Exercise description:
Skip the pictures and extract all of the lines exactly as written.

Source data:
## START

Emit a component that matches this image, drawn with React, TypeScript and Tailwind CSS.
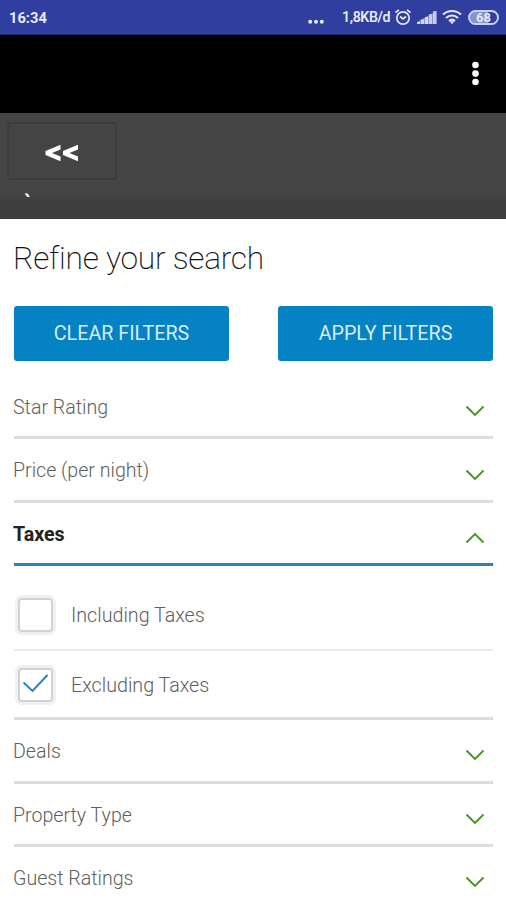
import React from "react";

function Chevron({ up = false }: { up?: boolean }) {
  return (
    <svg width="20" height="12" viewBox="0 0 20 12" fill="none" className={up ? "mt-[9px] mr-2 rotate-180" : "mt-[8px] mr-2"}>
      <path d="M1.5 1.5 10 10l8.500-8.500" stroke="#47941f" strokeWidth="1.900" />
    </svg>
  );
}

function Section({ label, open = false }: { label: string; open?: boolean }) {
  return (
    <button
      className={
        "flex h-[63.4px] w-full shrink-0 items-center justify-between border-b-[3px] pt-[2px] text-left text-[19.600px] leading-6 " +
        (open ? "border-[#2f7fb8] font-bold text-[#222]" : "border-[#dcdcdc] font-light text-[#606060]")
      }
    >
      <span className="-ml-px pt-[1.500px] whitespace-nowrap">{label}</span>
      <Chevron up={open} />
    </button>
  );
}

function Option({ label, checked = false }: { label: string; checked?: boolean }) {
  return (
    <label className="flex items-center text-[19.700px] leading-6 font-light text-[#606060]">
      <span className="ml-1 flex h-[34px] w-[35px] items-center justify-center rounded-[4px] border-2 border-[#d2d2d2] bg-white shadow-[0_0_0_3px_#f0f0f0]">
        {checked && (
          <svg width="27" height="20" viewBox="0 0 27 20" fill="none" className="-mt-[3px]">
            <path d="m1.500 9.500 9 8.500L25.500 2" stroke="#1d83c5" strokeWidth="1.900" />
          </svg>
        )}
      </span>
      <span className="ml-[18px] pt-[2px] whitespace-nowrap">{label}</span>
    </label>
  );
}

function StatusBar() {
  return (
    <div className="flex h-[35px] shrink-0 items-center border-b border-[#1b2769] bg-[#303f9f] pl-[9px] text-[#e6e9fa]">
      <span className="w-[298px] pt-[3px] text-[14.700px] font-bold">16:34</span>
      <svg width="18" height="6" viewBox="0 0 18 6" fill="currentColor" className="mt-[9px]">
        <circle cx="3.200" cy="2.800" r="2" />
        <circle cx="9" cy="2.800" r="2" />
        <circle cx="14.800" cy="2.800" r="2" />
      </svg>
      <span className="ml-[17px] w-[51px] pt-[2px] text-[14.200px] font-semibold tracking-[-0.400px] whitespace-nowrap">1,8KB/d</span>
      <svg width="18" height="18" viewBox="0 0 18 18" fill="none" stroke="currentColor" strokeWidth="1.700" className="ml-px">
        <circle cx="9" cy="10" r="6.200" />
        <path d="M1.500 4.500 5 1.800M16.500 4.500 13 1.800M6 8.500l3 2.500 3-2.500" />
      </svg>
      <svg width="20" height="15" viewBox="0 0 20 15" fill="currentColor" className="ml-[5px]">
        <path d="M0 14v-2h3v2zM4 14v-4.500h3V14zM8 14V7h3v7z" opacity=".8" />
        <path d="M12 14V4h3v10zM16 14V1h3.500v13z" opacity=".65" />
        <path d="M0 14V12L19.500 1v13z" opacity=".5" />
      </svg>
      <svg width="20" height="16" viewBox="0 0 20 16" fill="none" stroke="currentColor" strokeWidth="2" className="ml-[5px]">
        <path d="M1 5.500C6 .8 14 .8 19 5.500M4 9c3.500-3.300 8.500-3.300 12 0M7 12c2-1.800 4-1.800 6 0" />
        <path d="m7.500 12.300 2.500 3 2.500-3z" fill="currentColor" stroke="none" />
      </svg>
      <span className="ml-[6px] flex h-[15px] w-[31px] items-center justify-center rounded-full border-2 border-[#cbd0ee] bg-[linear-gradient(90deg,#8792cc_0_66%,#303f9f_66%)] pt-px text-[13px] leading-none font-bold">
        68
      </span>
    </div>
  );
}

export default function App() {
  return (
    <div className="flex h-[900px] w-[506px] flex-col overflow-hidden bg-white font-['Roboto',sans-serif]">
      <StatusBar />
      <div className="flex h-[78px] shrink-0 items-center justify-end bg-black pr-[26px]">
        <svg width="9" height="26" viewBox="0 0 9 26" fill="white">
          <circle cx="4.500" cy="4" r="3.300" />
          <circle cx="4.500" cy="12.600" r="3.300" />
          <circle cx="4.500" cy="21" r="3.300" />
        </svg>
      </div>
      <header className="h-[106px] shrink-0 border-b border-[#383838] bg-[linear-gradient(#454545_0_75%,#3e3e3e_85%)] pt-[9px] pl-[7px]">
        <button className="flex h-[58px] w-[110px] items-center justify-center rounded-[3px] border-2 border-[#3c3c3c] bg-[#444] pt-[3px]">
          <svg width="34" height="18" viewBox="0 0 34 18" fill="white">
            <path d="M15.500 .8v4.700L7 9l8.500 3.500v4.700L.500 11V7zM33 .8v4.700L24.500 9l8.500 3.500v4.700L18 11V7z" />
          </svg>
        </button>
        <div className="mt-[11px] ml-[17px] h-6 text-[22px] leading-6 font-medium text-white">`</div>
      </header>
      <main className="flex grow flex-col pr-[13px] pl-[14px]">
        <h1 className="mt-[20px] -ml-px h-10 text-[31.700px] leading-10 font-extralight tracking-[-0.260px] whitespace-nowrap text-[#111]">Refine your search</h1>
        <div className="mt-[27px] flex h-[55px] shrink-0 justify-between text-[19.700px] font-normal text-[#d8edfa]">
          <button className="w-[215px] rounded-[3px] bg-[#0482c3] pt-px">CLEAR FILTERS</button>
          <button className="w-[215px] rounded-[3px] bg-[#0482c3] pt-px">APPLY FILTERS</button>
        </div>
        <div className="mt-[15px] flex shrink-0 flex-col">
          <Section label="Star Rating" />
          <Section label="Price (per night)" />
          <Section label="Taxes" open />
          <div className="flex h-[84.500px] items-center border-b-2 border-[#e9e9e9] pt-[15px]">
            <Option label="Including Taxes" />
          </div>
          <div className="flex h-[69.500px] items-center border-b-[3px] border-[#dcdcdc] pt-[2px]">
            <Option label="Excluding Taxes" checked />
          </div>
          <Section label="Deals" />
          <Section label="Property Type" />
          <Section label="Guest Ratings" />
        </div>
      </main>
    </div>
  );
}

## END

Result of this exercise:
Emit a component that matches this image, drawn with React, TypeScript and Tailwind CSS.
import React from "react";

function Chevron({ up = false }: { up?: boolean }) {
  return (
    <svg width="20" height="12" viewBox="0 0 20 12" fill="none" className={up ? "mt-[9px] mr-2 rotate-180" : "mt-[8px] mr-2"}>
      <path d="M1.5 1.5 10 10l8.500-8.500" stroke="#47941f" strokeWidth="1.900" />
    </svg>
  );
}

function Section({ label, open = false }: { label: string; open?: boolean }) {
  return (
    <button
      className={
        "flex h-[63.4px] w-full shrink-0 items-center justify-between border-b-[3px] pt-[2px] text-left text-[19.600px] leading-6 " +
        (open ? "border-[#2f7fb8] font-bold text-[#222]" : "border-[#dcdcdc] font-light text-[#606060]")
      }
    >
      <span className="-ml-px pt-[1.500px] whitespace-nowrap">{label}</span>
      <Chevron up={open} />
    </button>
  );
}

function Option({ label, checked = false }: { label: string; checked?: boolean }) {
  return (
    <label className="flex items-center text-[19.700px] leading-6 font-light text-[#606060]">
      <span className="ml-1 flex h-[34px] w-[35px] items-center justify-center rounded-[4px] border-2 border-[#d2d2d2] bg-white shadow-[0_0_0_3px_#f0f0f0]">
        {checked && (
          <svg width="27" height="20" viewBox="0 0 27 20" fill="none" className="-mt-[3px]">
            <path d="m1.500 9.500 9 8.500L25.500 2" stroke="#1d83c5" strokeWidth="1.900" />
          </svg>
        )}
      </span>
      <span className="ml-[18px] pt-[2px] whitespace-nowrap">{label}</span>
    </label>
  );
}

function StatusBar() {
  return (
    <div className="flex h-[35px] shrink-0 items-center border-b border-[#1b2769] bg-[#303f9f] pl-[9px] text-[#e6e9fa]">
      <span className="w-[298px] pt-[3px] text-[14.700px] font-bold">16:34</span>
      <svg width="18" height="6" viewBox="0 0 18 6" fill="currentColor" className="mt-[9px]">
        <circle cx="3.200" cy="2.800" r="2" />
        <circle cx="9" cy="2.800" r="2" />
        <circle cx="14.800" cy="2.800" r="2" />
      </svg>
      <span className="ml-[17px] w-[51px] pt-[2px] text-[14.200px] font-semibold tracking-[-0.400px] whitespace-nowrap">1,8KB/d</span>
      <svg width="18" height="18" viewBox="0 0 18 18" fill="none" stroke="currentColor" strokeWidth="1.700" className="ml-px">
        <circle cx="9" cy="10" r="6.200" />
        <path d="M1.500 4.500 5 1.800M16.500 4.500 13 1.800M6 8.500l3 2.500 3-2.500" />
      </svg>
      <svg width="20" height="15" viewBox="0 0 20 15" fill="currentColor" className="ml-[5px]">
        <path d="M0 14v-2h3v2zM4 14v-4.500h3V14zM8 14V7h3v7z" opacity=".8" />
        <path d="M12 14V4h3v10zM16 14V1h3.500v13z" opacity=".65" />
        <path d="M0 14V12L19.500 1v13z" opacity=".5" />
      </svg>
      <svg width="20" height="16" viewBox="0 0 20 16" fill="none" stroke="currentColor" strokeWidth="2" className="ml-[5px]">
        <path d="M1 5.500C6 .8 14 .8 19 5.500M4 9c3.500-3.300 8.500-3.300 12 0M7 12c2-1.800 4-1.800 6 0" />
        <path d="m7.500 12.300 2.500 3 2.500-3z" fill="currentColor" stroke="none" />
      </svg>
      <span className="ml-[6px] flex h-[15px] w-[31px] items-center justify-center rounded-full border-2 border-[#cbd0ee] bg-[linear-gradient(90deg,#8792cc_0_66%,#303f9f_66%)] pt-px text-[13px] leading-none font-bold">
        68
      </span>
    </div>
  );
}

export default function App() {
  return (
    <div className="flex h-[900px] w-[506px] flex-col overflow-hidden bg-white font-['Roboto',sans-serif]">
      <StatusBar />
      <div className="flex h-[78px] shrink-0 items-center justify-end bg-black pr-[26px]">
        <svg width="9" height="26" viewBox="0 0 9 26" fill="white">
          <circle cx="4.500" cy="4" r="3.300" />
          <circle cx="4.500" cy="12.600" r="3.300" />
          <circle cx="4.500" cy="21" r="3.300" />
        </svg>
      </div>
      <header className="h-[106px] shrink-0 border-b border-[#383838] bg-[linear-gradient(#454545_0_75%,#3e3e3e_85%)] pt-[9px] pl-[7px]">
        <button className="flex h-[58px] w-[110px] items-center justify-center rounded-[3px] border-2 border-[#3c3c3c] bg-[#444] pt-[3px]">
          <svg width="34" height="18" viewBox="0 0 34 18" fill="white">
            <path d="M15.500 .8v4.700L7 9l8.500 3.500v4.700L.500 11V7zM33 .8v4.700L24.500 9l8.500 3.500v4.700L18 11V7z" />
          </svg>
        </button>
        <div className="mt-[11px] ml-[17px] h-6 text-[22px] leading-6 font-medium text-white">`</div>
      </header>
      <main className="flex grow flex-col pr-[13px] pl-[14px]">
        <h1 className="mt-[20px] -ml-px h-10 text-[31.700px] leading-10 font-extralight tracking-[-0.260px] whitespace-nowrap text-[#111]">Refine your search</h1>
        <div className="mt-[27px] flex h-[55px] shrink-0 justify-between text-[19.700px] font-normal text-[#d8edfa]">
          <button className="w-[215px] rounded-[3px] bg-[#0482c3] pt-px">CLEAR FILTERS</button>
          <button className="w-[215px] rounded-[3px] bg-[#0482c3] pt-px">APPLY FILTERS</button>
        </div>
        <div className="mt-[15px] flex shrink-0 flex-col">
          <Section label="Star Rating" />
          <Section label="Price (per night)" />
          <Section label="Taxes" open />
          <div className="flex h-[84.500px] items-center border-b-2 border-[#e9e9e9] pt-[15px]">
            <Option label="Including Taxes" />
          </div>
          <div className="flex h-[69.500px] items-center border-b-[3px] border-[#dcdcdc] pt-[2px]">
            <Option label="Excluding Taxes" checked />
          </div>
          <Section label="Deals" />
          <Section label="Property Type" />
          <Section label="Guest Ratings" />
        </div>
      </main>
    </div>
  );
}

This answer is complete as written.